A book-length piece of investigative journalism, ‘Pegasus: The Story of the World’s Most Dangerous Spyware’ (MacMillan, £20, ISBN 9781529094831) does no more or less than what it says on the label. On the one hand, it examines what the authors claim to be the world’s most powerful cyber-surveillance system, “available to any government that can afford its multi-million price tag”. We are told that the system’s creator – the privately owned Israel-based NSO group – markets the product on the strength of its ability to thwart terrorists and catch criminals.

But on the other, the investigation alleges that the software is falling into the hands of authoritarian regimes, opening the door to spying on “thousands of innocent people around the world: heads of state, diplomats, human rights defenders, lawyers, political opponents and journalists”. The problem with Pegasus is that its strength is also its weakness; the same undetectability that can weed out the ‘bad guys’ can be turned on itself. The system, that can track a person’s daily movement in real time, gain control of their device’s microphones and cameras, raid digital images, comms and passwords, doesn’t care which side you’re on. Every smartphone, it seems, is vulnerable to the digital bolt-cutter with which governments can silence its critics and citizenry.

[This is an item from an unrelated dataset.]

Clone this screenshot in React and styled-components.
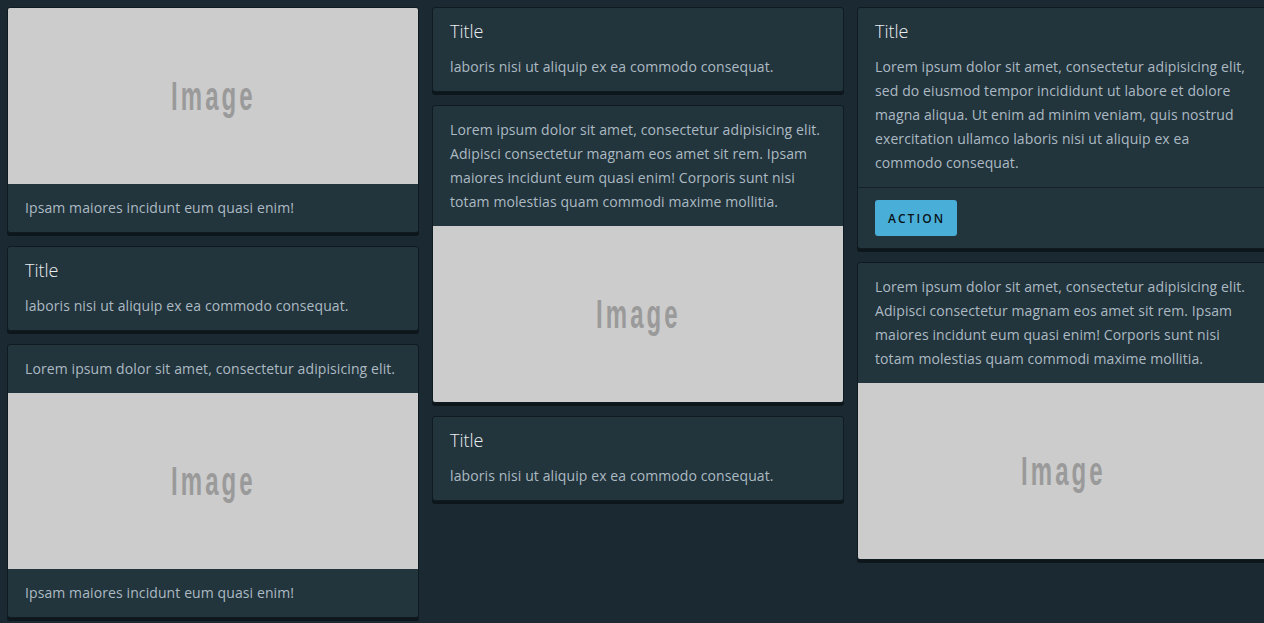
import React from "react";
import styled, { createGlobalStyle } from "styled-components";

const GlobalStyle = createGlobalStyle`
  html, body {
    margin: 0;
    padding: 0;
    background: #1b2a32;
    overflow: hidden;
  }
  body {
    font-family: "Open Sans", "Liberation Sans", sans-serif;
  }
`;

const LOREM_SHORT = "Lorem ipsum dolor sit amet, consectetur adipisicing elit.";
const LOREM_MID =
  "Lorem ipsum dolor sit amet, consectetur adipisicing elit. Adipisci consectetur magnam eos amet sit rem. Ipsam maiores incidunt eum quasi enim! Corporis sunt nisi totam molestias quam commodi maxime mollitia.";
const LOREM_LONG =
  "Lorem ipsum dolor sit amet, consectetur adipisicing elit, sed do eiusmod tempor incididunt ut labore et dolore magna aliqua. Ut enim ad minim veniam, quis nostrud exercitation ullamco laboris nisi ut aliquip ex ea commodo consequat.";
const LABORIS = "laboris nisi ut aliquip ex ea commodo consequat.";
const IPSAM = "Ipsam maiores incidunt eum quasi enim!";

const Placeholder = () => (
  <ImageBox>
    <ImageLabel>Image</ImageLabel>
  </ImageBox>
);

const TitleCard = () => (
  <Card>
    <Block>
      <CardTitle>Title</CardTitle>
      <CardText>{LABORIS}</CardText>
    </Block>
  </Card>
);

const App = () => {
  return (
    <>
      <GlobalStyle />
      <Page>
        <Column>
          <Card>
            <Placeholder />
            <Block>
              <CardText>{IPSAM}</CardText>
            </Block>
          </Card>
          <TitleCard />
          <Card>
            <Block>
              <CardText>{LOREM_SHORT}</CardText>
            </Block>
            <Placeholder />
            <Block>
              <CardText>{IPSAM}</CardText>
            </Block>
          </Card>
        </Column>

        <Column>
          <TitleCard />
          <Card>
            <Block>
              <CardText>{LOREM_MID}</CardText>
            </Block>
            <Placeholder />
          </Card>
          <TitleCard />
        </Column>

        <Column>
          <Card>
            <Block>
              <CardTitle>Title</CardTitle>
              <CardText>{LOREM_LONG}</CardText>
            </Block>
            <Footer>
              <ActionButton>Action</ActionButton>
            </Footer>
          </Card>
          <Card>
            <Block>
              <CardText>{LOREM_MID}</CardText>
            </Block>
            <Placeholder />
          </Card>
        </Column>
      </Page>
    </>
  );
};

export default App;

const Page = styled.div`
  display: grid;
  grid-template-columns: 412px 412px 412px;
  column-gap: 13px;
  align-items: start;
  padding: 7px 0 0 7px;
  width: 1264px;
  height: 623px;
  box-sizing: border-box;
  overflow: hidden;
`;

const Column = styled.div`
  display: flex;
  flex-direction: column;
  gap: 13px;
`;

const Card = styled.div`
  background: #22343c;
  border: 1px solid #0f1b21;
  border-radius: 3px;
  box-shadow: 0 3px 0 0 #0c161b;
  overflow: hidden;
  display: flex;
  flex-direction: column;
`;

const Block = styled.div`
  padding: 12px 18px 12px 17px;
`;

const CardTitle = styled.div`
  font-size: 18px;
  font-weight: 300;
  line-height: 24px;
  color: #eaedf0;
  margin-top: -1px;
  margin-bottom: 12px;
`;

const CardText = styled.p`
  margin: 0;
  font-size: 14px;
  line-height: 24px;
  letter-spacing: 0.1px;
  color: #acbac3;
`;

const ImageBox = styled.div`
  height: 176px;
  background: #cccccc;
  display: flex;
  align-items: center;
  justify-content: center;
`;

const ImageLabel = styled.span`
  display: inline-block;
  font-family: "Liberation Sans", sans-serif;
  font-size: 40px;
  font-weight: 700;
  letter-spacing: 5px;
  color: #9a9a9a;
  line-height: 1;
  transform: scaleX(0.6);
  margin: 0 0 0 0;
`;

const Footer = styled.div`
  border-top: 1px solid #152229;
  padding: 12px 18px 12px 17px;
`;

const ActionButton = styled.button`
  height: 36px;
  padding: 0 12px 0 13px;
  background: #49afd9;
  border: none;
  border-radius: 3px;
  color: #0a1216;
  font-family: "Open Sans", "Liberation Sans", sans-serif;
  font-size: 12px;
  font-weight: 600;
  letter-spacing: 0.17em;
  text-transform: uppercase;
  cursor: pointer;
`;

Of course, you can’t get a non-fiction book like this to print unless you’re prepared to ramp up the fear factor. But you get the feeling that the authors haven’t had to inflate their findings too much to make them read like a noirish thriller in which 21st century digital information weaponry is used against civil society. As their operation unfolds, the authors reveal how thousands of lives have been affected by having their phones hacked, and how governments and corporations are ‘laying waste to human rights’. You can’t help feeling that these revelations will have come with great personal risks for the duo.

As US television news anchor Rachel Maddow says in her introduction to Richard and Rigaud’s compelling account of the Pegasus Project saga, what we have in our hands is an “edge-of-your-seat procedural about the heroes who found this dragon and then set out to slay it”. Pegasus is already a strong contender for technology book of the year.